Ha. Hahahaha…but wait. Alyssa stood waiting for us to figure it all out.

Without another word, I grabbed the blanket we keep in the backseat of the car and ushered the girls into the store. On the way in, I made my suggestion.

“Lyssie, will you push Livie in a cart while she colors?”

I think Alyssa thought I was joking. She looked startled by the suggestion.

“Isn’t she a little big to be riding in a cart?” she asked when she realized I was serious.

“Of course she is, but who cares?”

“Yes! I want Lyssie to push me so I can color. Lyssie, look, Mom brought my blanket so I can sit on it and not on the hard cart. This will be so great.”

A rolled her eyes but amicably lifted her sister into a cart after I laid out the blanket. Olivia settled in with a giggle and opened her book.

“I can’t believe we’re doing this,” Alyssa muttered.

I smiled at her and said, “Just think, you’re getting points toward your big sister of the year award.”

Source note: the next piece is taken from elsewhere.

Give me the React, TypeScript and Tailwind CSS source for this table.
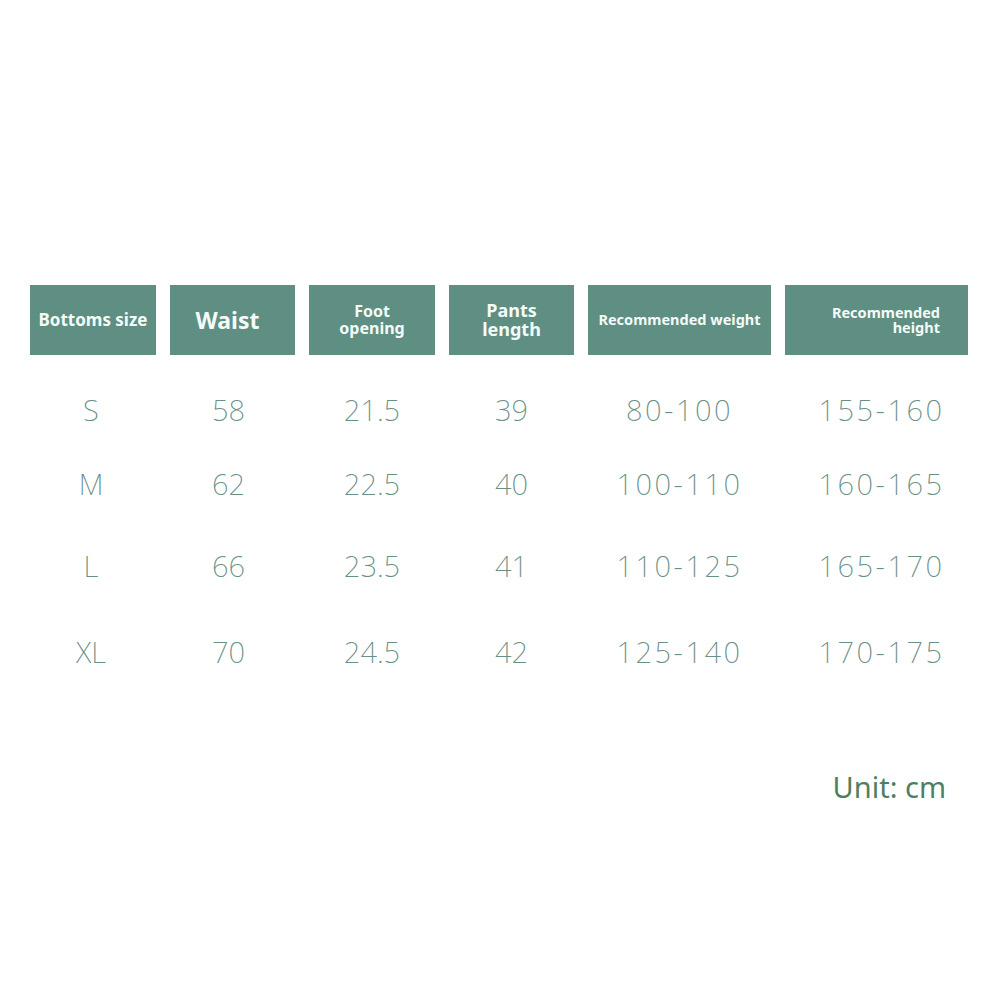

She smirked. “I think I already got that one just because Livie is still alive.”

Ha!

We got a few weird looks as we wandered the store with our two carts, one full of groceries and the other full of a coloring eight-year-old. Honestly, I’m over weird looks. They don’t bother me at all. I just smile and nod and sometimes say something like, “I know, right? I wish some giant would come and push me around in a big old shopping cart.”

I consider things like this to be character building moments for Alyssa. She’s learning not to care what strangers think of her. She’s learning that sometimes, doing something nice for someone (even her little sister) is fun if only because it makes people look at you weird.

As for Olivia, she couldn’t wait to get home and tell her daddy how great her sister was for pushing her in a cart while she colored. I’m calling the entire weekend a win just because of that one act of kindness from my twelve-year-old.